▽

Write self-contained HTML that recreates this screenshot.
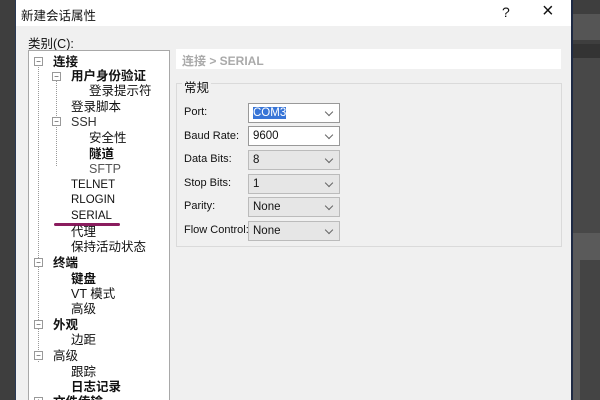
<!DOCTYPE html>
<html style="overflow:hidden"><head><meta charset="utf-8"><style>
html,body{margin:0;width:600px;height:400px;overflow:hidden}
body{background:#3e3e3e;position:relative;font-family:"Liberation Sans","Noto Sans CJK SC",sans-serif;font-size:12px;color:#111}
.a{position:absolute}
#dlg{left:15px;top:0;width:555px;height:400px;background:#f0f0f0;border-left:1px solid #2b3a55;border-right:2px solid #1e2a44;overflow:hidden}
#title{left:0;top:0;width:555px;height:26px;background:#fff}
.tree{left:12px;top:50px;width:140px;height:360px;background:#fff;border:1px solid #a8a8a8}
.ti{position:absolute;white-space:nowrap;line-height:14px;font-size:12.5px}
.b{font-weight:bold}
.ex{position:absolute;width:7px;height:7px;border:1px solid #999;background:#fff;font-size:8px;line-height:7px;text-align:center;color:#333}
.combo{position:absolute;left:232px;width:86px;height:18px;border:1px solid #bbb;background:#e6e6e6;line-height:18px;padding-left:4px;box-sizing:content-box;font-size:11.5px}
.combo.w{background:#fff;border-color:#999}
.combo:after{content:"";position:absolute;right:7px;top:5px;width:5px;height:5px;border-right:1px solid #666;border-bottom:1px solid #666;transform:rotate(45deg)}
.lab{position:absolute;left:168px;font-size:11px;white-space:nowrap}
</style></head><body>
<div class="a" style="left:571px;top:14px;width:29px;height:26px;background:#555"></div>
<div class="a" style="left:571px;top:44px;width:29px;height:14px;background:#333"></div>
<div class="a" style="left:571px;top:58px;width:29px;height:175px;background:#484848"></div>
<div class="a" style="left:571px;top:233px;width:29px;height:167px;background:#5a5a5a"></div>
<div class="a" style="left:580px;top:260px;width:20px;height:140px;background:#444"></div>
<div class="a" id="dlg">
 <div class="a" id="title"><span class="a" style="left:5px;top:5px;font-size:12.5px">新建会话属性</span>
  <span class="a" style="left:486px;top:4px;font-size:14px">?</span>
  <span class="a" style="left:526px;top:0px;font-size:20px;font-weight:300">×</span></div>
 <span class="a" style="left:12px;top:33px;font-size:12.5px">类别(C):</span>
 <div class="a tree">
  <div class="a" style="left:9px;top:11px;width:0;height:300px;border-left:1px dotted #999"></div>
  <div class="a" style="left:27px;top:25px;width:0;height:90px;border-left:1px dotted #999"></div>
  <span class="ex" style="left:5px;top:6px">−</span><span class="ti b" style="left:24px;top:4px">连接</span>
  <span class="ex" style="left:23px;top:21px">−</span><span class="ti b" style="left:42px;top:18px">用户身份验证</span>
  <span class="ti" style="left:60px;top:33px">登录提示符</span>
  <span class="ti" style="left:42px;top:49px">登录脚本</span>
  <span class="ex" style="left:23px;top:66px">−</span><span class="ti" style="left:42px;top:64px;color:#333">SSH</span>
  <span class="ti" style="left:60px;top:80px">安全性</span>
  <span class="ti b" style="left:60px;top:96px">隧道</span>
  <span class="ti" style="left:60px;top:111px;color:#555">SFTP</span>
  <span class="ti" style="left:42px;top:127px;font-size:11.5px">TELNET</span>
  <span class="ti" style="left:42px;top:142px;font-size:11.5px">RLOGIN</span>
  <span class="ti" style="left:42px;top:158px;font-size:11.5px">SERIAL</span>
  <div class="a" style="left:25px;top:172px;width:66px;height:3px;background:#8a1c5e;border-radius:2px"></div>
  <span class="ti" style="left:42px;top:174px">代理</span>
  <span class="ti" style="left:42px;top:189px">保持活动状态</span>
  <span class="ex" style="left:5px;top:207px">−</span><span class="ti b" style="left:24px;top:205px">终端</span>
  <span class="ti b" style="left:42px;top:221px">键盘</span>
  <span class="ti" style="left:42px;top:236px">VT 模式</span>
  <span class="ti" style="left:42px;top:251px">高级</span>
  <span class="ex" style="left:5px;top:269px">−</span><span class="ti b" style="left:24px;top:267px">外观</span>
  <span class="ti" style="left:42px;top:282px">边距</span>
  <span class="ex" style="left:5px;top:300px">−</span><span class="ti" style="left:24px;top:298px">高级</span>
  <span class="ti" style="left:42px;top:314px">跟踪</span>
  <span class="ti b" style="left:42px;top:329px">日志记录</span>
  <span class="ex" style="left:5px;top:346px">+</span><span class="ti b" style="left:24px;top:344px">文件传输</span>
 </div>
 <div class="a" style="left:160px;top:49px;width:385px;height:20px;background:#fff"><span class="a" style="left:6px;top:3px;color:#aaa;font-weight:bold;font-size:12px">连接 &gt; SERIAL</span></div>
 <div class="a" style="left:160px;top:83px;width:384px;height:162px;border:1px solid #dadada"></div>
 <span class="a" style="left:166px;top:77px;background:#f0f0f0;padding:0 2px;font-size:12.5px">常规</span>
 <span class="lab" style="top:106px">Port:</span><div class="combo w" style="top:103px"><span style="background:#3875d7;color:#fff">COM3</span></div>
 <span class="lab" style="top:130px">Baud Rate:</span><div class="combo w" style="top:126px">9600</div>
 <span class="lab" style="top:153px">Data Bits:</span><div class="combo" style="top:150px">8</div>
 <span class="lab" style="top:177px">Stop Bits:</span><div class="combo" style="top:174px">1</div>
 <span class="lab" style="top:200px">Parity:</span><div class="combo" style="top:197px">None</div>
 <span class="lab" style="top:224px">Flow Control:</span><div class="combo" style="top:221px">None</div>
</div>
</body></html>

△

- [DESCRIPTION OF THE TASK]:
Reproduce all of the data exactly; the pictures do not belong in the copy.

- [SOLUTION BELOW]:
Write self-contained HTML that recreates this screenshot.
<!DOCTYPE html>
<html style="overflow:hidden"><head><meta charset="utf-8"><style>
html,body{margin:0;width:600px;height:400px;overflow:hidden}
body{background:#3e3e3e;position:relative;font-family:"Liberation Sans","Noto Sans CJK SC",sans-serif;font-size:12px;color:#111}
.a{position:absolute}
#dlg{left:15px;top:0;width:555px;height:400px;background:#f0f0f0;border-left:1px solid #2b3a55;border-right:2px solid #1e2a44;overflow:hidden}
#title{left:0;top:0;width:555px;height:26px;background:#fff}
.tree{left:12px;top:50px;width:140px;height:360px;background:#fff;border:1px solid #a8a8a8}
.ti{position:absolute;white-space:nowrap;line-height:14px;font-size:12.5px}
.b{font-weight:bold}
.ex{position:absolute;width:7px;height:7px;border:1px solid #999;background:#fff;font-size:8px;line-height:7px;text-align:center;color:#333}
.combo{position:absolute;left:232px;width:86px;height:18px;border:1px solid #bbb;background:#e6e6e6;line-height:18px;padding-left:4px;box-sizing:content-box;font-size:11.5px}
.combo.w{background:#fff;border-color:#999}
.combo:after{content:"";position:absolute;right:7px;top:5px;width:5px;height:5px;border-right:1px solid #666;border-bottom:1px solid #666;transform:rotate(45deg)}
.lab{position:absolute;left:168px;font-size:11px;white-space:nowrap}
</style></head><body>
<div class="a" style="left:571px;top:14px;width:29px;height:26px;background:#555"></div>
<div class="a" style="left:571px;top:44px;width:29px;height:14px;background:#333"></div>
<div class="a" style="left:571px;top:58px;width:29px;height:175px;background:#484848"></div>
<div class="a" style="left:571px;top:233px;width:29px;height:167px;background:#5a5a5a"></div>
<div class="a" style="left:580px;top:260px;width:20px;height:140px;background:#444"></div>
<div class="a" id="dlg">
 <div class="a" id="title"><span class="a" style="left:5px;top:5px;font-size:12.5px">新建会话属性</span>
  <span class="a" style="left:486px;top:4px;font-size:14px">?</span>
  <span class="a" style="left:526px;top:0px;font-size:20px;font-weight:300">×</span></div>
 <span class="a" style="left:12px;top:33px;font-size:12.5px">类别(C):</span>
 <div class="a tree">
  <div class="a" style="left:9px;top:11px;width:0;height:300px;border-left:1px dotted #999"></div>
  <div class="a" style="left:27px;top:25px;width:0;height:90px;border-left:1px dotted #999"></div>
  <span class="ex" style="left:5px;top:6px">−</span><span class="ti b" style="left:24px;top:4px">连接</span>
  <span class="ex" style="left:23px;top:21px">−</span><span class="ti b" style="left:42px;top:18px">用户身份验证</span>
  <span class="ti" style="left:60px;top:33px">登录提示符</span>
  <span class="ti" style="left:42px;top:49px">登录脚本</span>
  <span class="ex" style="left:23px;top:66px">−</span><span class="ti" style="left:42px;top:64px;color:#333">SSH</span>
  <span class="ti" style="left:60px;top:80px">安全性</span>
  <span class="ti b" style="left:60px;top:96px">隧道</span>
  <span class="ti" style="left:60px;top:111px;color:#555">SFTP</span>
  <span class="ti" style="left:42px;top:127px;font-size:11.5px">TELNET</span>
  <span class="ti" style="left:42px;top:142px;font-size:11.5px">RLOGIN</span>
  <span class="ti" style="left:42px;top:158px;font-size:11.5px">SERIAL</span>
  <div class="a" style="left:25px;top:172px;width:66px;height:3px;background:#8a1c5e;border-radius:2px"></div>
  <span class="ti" style="left:42px;top:174px">代理</span>
  <span class="ti" style="left:42px;top:189px">保持活动状态</span>
  <span class="ex" style="left:5px;top:207px">−</span><span class="ti b" style="left:24px;top:205px">终端</span>
  <span class="ti b" style="left:42px;top:221px">键盘</span>
  <span class="ti" style="left:42px;top:236px">VT 模式</span>
  <span class="ti" style="left:42px;top:251px">高级</span>
  <span class="ex" style="left:5px;top:269px">−</span><span class="ti b" style="left:24px;top:267px">外观</span>
  <span class="ti" style="left:42px;top:282px">边距</span>
  <span class="ex" style="left:5px;top:300px">−</span><span class="ti" style="left:24px;top:298px">高级</span>
  <span class="ti" style="left:42px;top:314px">跟踪</span>
  <span class="ti b" style="left:42px;top:329px">日志记录</span>
  <span class="ex" style="left:5px;top:346px">+</span><span class="ti b" style="left:24px;top:344px">文件传输</span>
 </div>
 <div class="a" style="left:160px;top:49px;width:385px;height:20px;background:#fff"><span class="a" style="left:6px;top:3px;color:#aaa;font-weight:bold;font-size:12px">连接 &gt; SERIAL</span></div>
 <div class="a" style="left:160px;top:83px;width:384px;height:162px;border:1px solid #dadada"></div>
 <span class="a" style="left:166px;top:77px;background:#f0f0f0;padding:0 2px;font-size:12.5px">常规</span>
 <span class="lab" style="top:106px">Port:</span><div class="combo w" style="top:103px"><span style="background:#3875d7;color:#fff">COM3</span></div>
 <span class="lab" style="top:130px">Baud Rate:</span><div class="combo w" style="top:126px">9600</div>
 <span class="lab" style="top:153px">Data Bits:</span><div class="combo" style="top:150px">8</div>
 <span class="lab" style="top:177px">Stop Bits:</span><div class="combo" style="top:174px">1</div>
 <span class="lab" style="top:200px">Parity:</span><div class="combo" style="top:197px">None</div>
 <span class="lab" style="top:224px">Flow Control:</span><div class="combo" style="top:221px">None</div>
</div>
</body></html>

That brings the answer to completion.